Sometimes, sound devices that were supposed to scare seals away even had a dinner bell effect, alerting them to the presence of prey and attracting even more of them.
“One of my colleagues told me the story of the sea lions or the seals swimming with their head above water so they weren’t hearing the noise and it wasn’t annoying,” Barre said, “until they got really close to the fish ladder and then just diving down to catch the fish.”
But Laura Bogaard said this device is different because it tries to evoke a startle response instead of just irritating the seals with a painfully loud but continuous or predictable noise.
The noise comes randomly, so the seals can’t get used to the schedule. It’s also species-specific; it doesn’t work on sea lions. And it’s quite loud.
To see how well this was working, Bogaard stood on the platform and recorded how many seals she saw, where she saw them, and what they were doing.

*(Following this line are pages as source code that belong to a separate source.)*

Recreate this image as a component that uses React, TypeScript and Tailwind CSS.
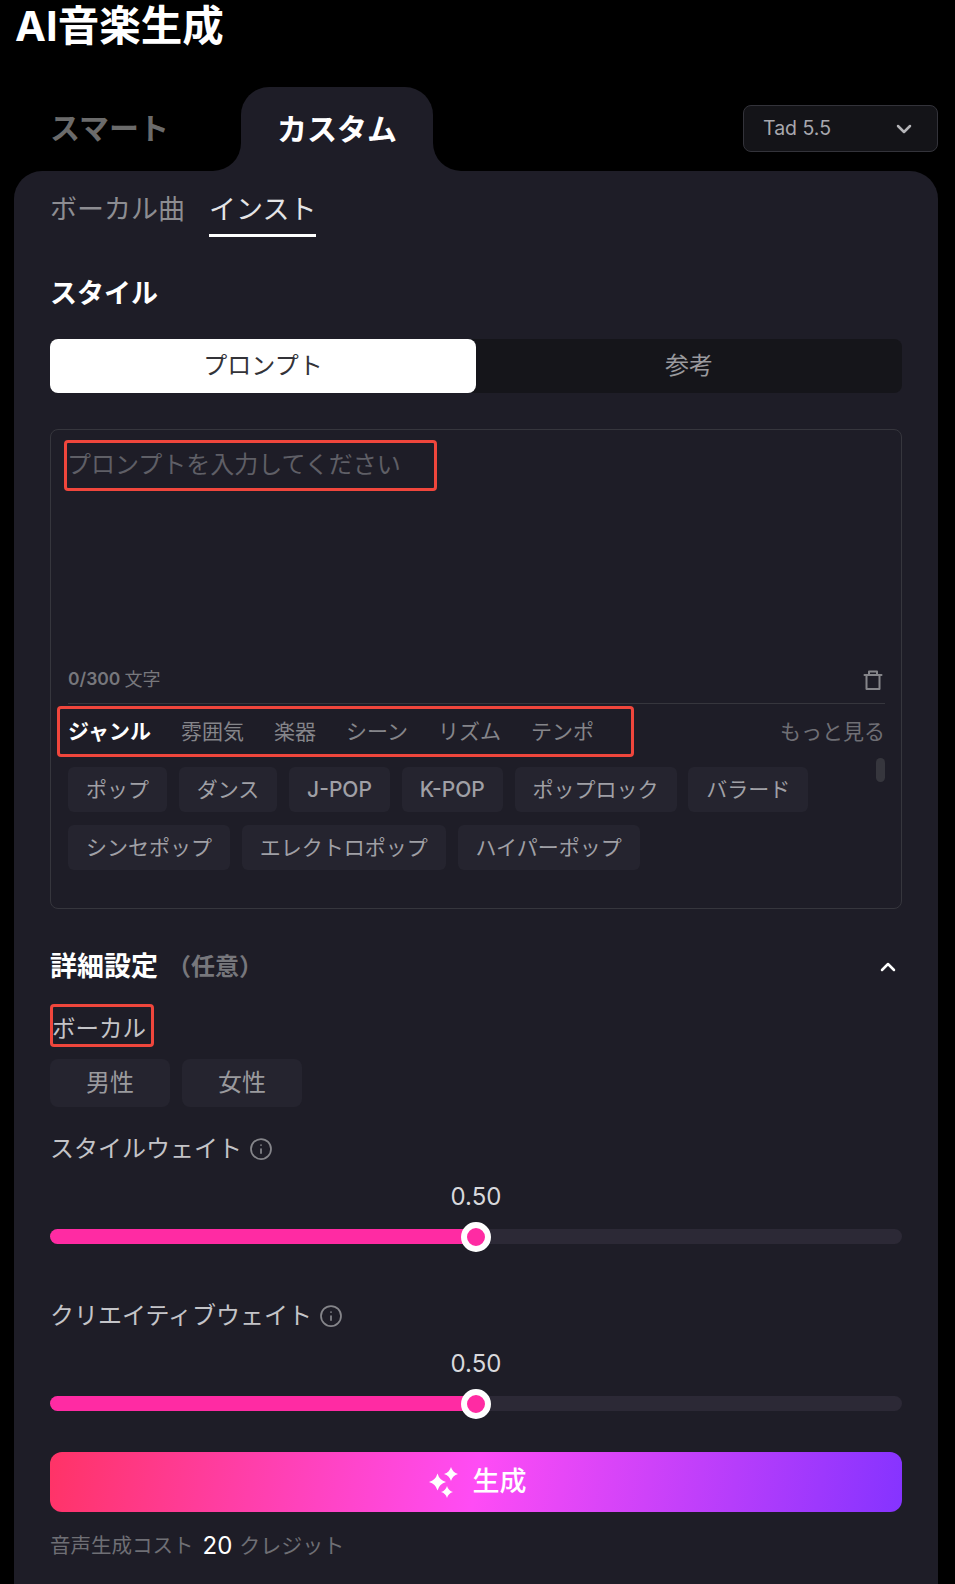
import React from 'react';
import { ChevronDown, ChevronUp, Info } from 'lucide-react';

const row1 = ['ポップ', 'ダンス', 'J-POP', 'K-POP', 'ポップロック', 'バラード'];
const row2 = ['シンセポップ', 'エレクトロポップ', 'ハイパーポップ'];
const categories = ['雰囲気', '楽器', 'シーン', 'リズム', 'テンポ'];

const Tag = ({ label }: { label: string }) => (
  <span className={`h-[45px] px-[18px] flex items-center rounded-md bg-[#25242f] text-[21px] text-[#a0a0a6] ${label.includes('POP') ? 'font-medium' : ''}`}>{label}</span>
);

const Trash = () => (
  <svg width="20" height="22" viewBox="0 0 20 22" fill="none" stroke="#85858a" strokeWidth="2" strokeLinejoin="round" strokeLinecap="round" className="mr-[2px]">
    <path d="M1.500 6h17" />
    <path d="M6 6V2.500h8V6" />
    <path d="M3.500 6v14h13V6" />
  </svg>
);

const star = (cx: number, cy: number, r: number) => {
  const c = r * 0.22;
  return `M${cx} ${cy - r}Q${cx + c} ${cy - c} ${cx + r} ${cy}Q${cx + c} ${cy + c} ${cx} ${cy + r}Q${cx - c} ${cy + c} ${cx - r} ${cy}Q${cx - c} ${cy - c} ${cx} ${cy - r}Z`;
};

const Sparkle = () => (
  <svg width="30" height="32" viewBox="0 0 30 32" fill="white">
    <path d={star(8.500, 16, 8.500)} />
    <path d={star(22, 8, 7)} />
    <path d={star(18, 26, 6)} />
  </svg>
);

const WeightSlider = ({ label }: { label: string }) => (
  <div>
    <div className="flex items-center gap-[7px] h-[34px] text-[24px] text-[#c4c4c8]">
      {label}
      <Info size={24} strokeWidth={1.75} className="text-[#85858a]" />
    </div>
    <div className="mt-[15px] text-center text-[24px] leading-[32px] text-[#d8d8dc]">0.50</div>
    <div className="relative mt-[16px] h-[15px] rounded-full bg-[#2c2936]">
      <div className="h-full w-1/2 rounded-full bg-[#ff2ba3]" />
      <div className="absolute left-1/2 top-1/2 -translate-x-1/2 -translate-y-1/2 w-[30px] h-[30px] rounded-full bg-[#ff2ba3] border-[6px] border-white" />
    </div>
  </div>
);

export default function App() {
  return (
    <div className="w-[955px] h-[1584px] bg-black overflow-hidden font-['Inter','Noto_Sans_CJK_JP',sans-serif]">
      <h1 className="pl-[15px] h-[87px] text-[41.500px] leading-[53px] font-bold text-white">AI音楽生成</h1>

      <div className="ml-[14px] mr-[17px] flex items-end h-[84px]">
        <div className="w-[227px] h-[78px] pl-[36px] pt-[13px] text-[30px] font-semibold text-[#6b6b6b]">スマート</div>
        <div className="relative w-[192px] h-[84px] rounded-t-[28px] bg-[#1e1d27] flex items-center justify-center text-[30px] font-semibold text-white">
          カスタム
          <div className="absolute bottom-0 -left-[28px] w-[28px] h-[28px] bg-[#1e1d27]">
            <div className="w-full h-full rounded-br-[28px] bg-black" />
          </div>
          <div className="absolute bottom-0 -right-[28px] w-[28px] h-[28px] bg-[#1e1d27]">
            <div className="w-full h-full rounded-bl-[28px] bg-black" />
          </div>
        </div>
        <div className="ml-auto mb-[19px] w-[195px] h-[47px] pl-[19px] pr-[21px] flex items-center justify-between rounded-lg border border-[#33333a] bg-[#141418] text-[19.500px] text-[#a8a8ae]">
          Tad 5.5
          <ChevronDown size={24} strokeWidth={2.500} className="text-[#b5b5b8]" />
        </div>
      </div>

      <div className="ml-[14px] mr-[17px] h-[1413px] rounded-t-[28px] bg-[#1e1d27] px-[36px]">
        <div className="flex gap-[24px] h-[66px] text-[27px]">
          <span className="h-[66px] flex items-center pt-[16px] border-b-[3px] border-transparent text-[#8d8d92]">ボーカル曲</span>
          <span className="h-[66px] flex items-center pt-[16px] text-[#e4e4e6] border-b-[3px] border-white">インスト</span>
        </div>

        <h2 className="mt-[37px] h-[38px] leading-[40px] text-[27px] font-bold text-white">スタイル</h2>

        <div className="mt-[27px] flex h-[54px] rounded-lg bg-[#15151a] text-[24px]">
          <div className="flex-1 flex items-center justify-center rounded-lg bg-white text-[#333338]">プロンプト</div>
          <div className="flex-1 flex items-center justify-center text-[#9a9a9e]">参考</div>
        </div>

        <div className="mt-[36px] h-[480px] rounded-lg border border-[#36363d] pl-[17px] pr-[16px] flex flex-col">
          <div className="mt-[10px] -ml-[4px] w-[373px] h-[51px] rounded-[4px] border-[3px] border-[#f0463c] flex items-center pb-[2px] text-[24px] text-[#5f5f66]">プロンプトを入力してください</div>
          <div className="mt-[169px] h-[44px] flex items-center justify-between border-b border-[#36363d] pb-[4px]">
            <span className="flex items-center gap-[4px] text-[18px] text-[#77777c]"><span className="text-[17.500px] font-semibold">0/300</span> 文字</span>
            <Trash />
          </div>
          <div className="flex items-start justify-between h-[63px] pt-[2px]">
            <div className="-ml-[11px] h-[51px] w-[577px] rounded-[4px] border-[3px] border-[#f0463c] flex items-center gap-[30px] pl-[8px] text-[21px] text-[#85858a]">
              <span className="font-bold text-white">ジャンル</span>
              {categories.map((c) => <span key={c}>{c}</span>)}
            </div>
            <span className="h-[51px] flex items-center text-[21px] text-[#6f6f75]">もっと見る</span>
          </div>
          <div className="relative flex flex-col gap-[13px]">
            <div className="flex gap-[11.750px]">{row1.map((t) => <Tag key={t} label={t} />)}</div>
            <div className="flex gap-[11.750px]">{row2.map((t) => <Tag key={t} label={t} />)}</div>
            <div className="absolute right-0 -top-[9px] w-[9px] h-[24px] rounded-full bg-[#36363d]" />
          </div>
        </div>

        <div className="mt-[38px] h-[40px] flex items-center justify-between pr-[2px]">
          <div className="flex items-center">
            <span className="text-[27px] font-bold text-white">詳細設定</span>
            <span className="ml-[9px] text-[24px] font-semibold text-[#77777c]">（任意）</span>
          </div>
          <ChevronUp size={24} strokeWidth={2.500} className="text-white" />
        </div>

        <div className="mt-[17px] w-[104px] h-[43px] rounded-[4px] border-[3px] border-[#f0463c] flex items-center pt-[7px] text-[23.500px] text-[#c4c4c8]">
          <span className="-ml-[1px]">ボーカル</span>
        </div>

        <div className="mt-[12px] flex gap-[12px]">
          <div className="w-[120px] h-[48px] flex items-center justify-center rounded-lg bg-[#25242f] text-[24px] text-[#9a9a9e]">男性</div>
          <div className="w-[120px] h-[48px] flex items-center justify-center rounded-lg bg-[#25242f] text-[24px] text-[#9a9a9e]">女性</div>
        </div>

        <div className="mt-[25px]"><WeightSlider label="スタイルウェイト" /></div>
        <div className="mt-[55px]"><WeightSlider label="クリエイティブウェイト" /></div>

        <button className="mt-[41px] w-full h-[60px] pl-[3px] flex items-center justify-center gap-[14px] rounded-xl bg-[linear-gradient(100deg,#ff3366_0%,#ff4cf5_50%,#8533ff_100%)] text-[27px] font-medium text-white">
          <Sparkle />
          生成
        </button>

        <div className="mt-[16px] flex items-center text-[20.500px] text-[#6f6f75]">
          <span>音声生成コスト</span>
          <span className="ml-[9px] text-[24px] text-white">20</span>
          <span className="ml-[7px] text-[21px]">クレジット</span>
        </div>
      </div>
    </div>
  );
}
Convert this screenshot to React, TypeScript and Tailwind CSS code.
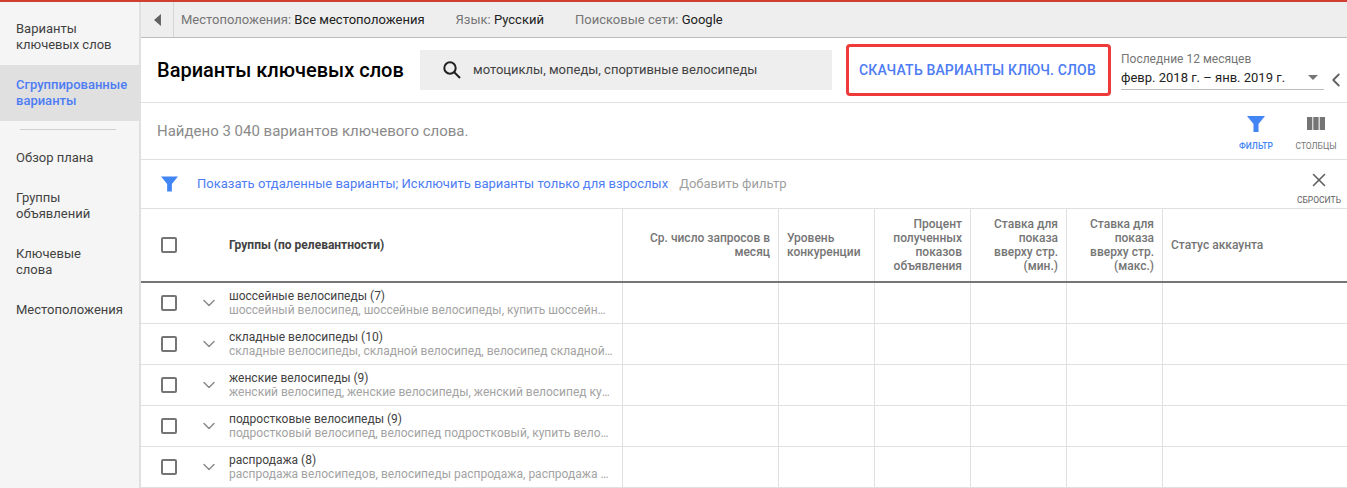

“When I do catch them with a fish in their mouth, they totally get — you know when dogs have done something wrong and they kind of give you that, like, side-eye of, like, ‘I don’t know what you’re going to do, but I know I didn’t do something right’?” Bogaard said. The seals “definitely kind of freeze and look at you, like ‘drop the fish.’”
Bogaard said, after a month of watching the seals, her sense was that the device was effective.
“The seals do spend more time further away [from the fish ladder] when the device is on,” she said. “I’m hopeful that I’ll see that reflected in the data as well.”
This device can't work everywhere. At dams along the Columbia River, for example, the background noise is too loud for any acoustic device to be effective; seals and sea lions simply can't hear anything above the din. But, if this new device works at the Locks, the plan is to use it there while salmon are migrating, and at other pinch points like salmon hatcheries as well.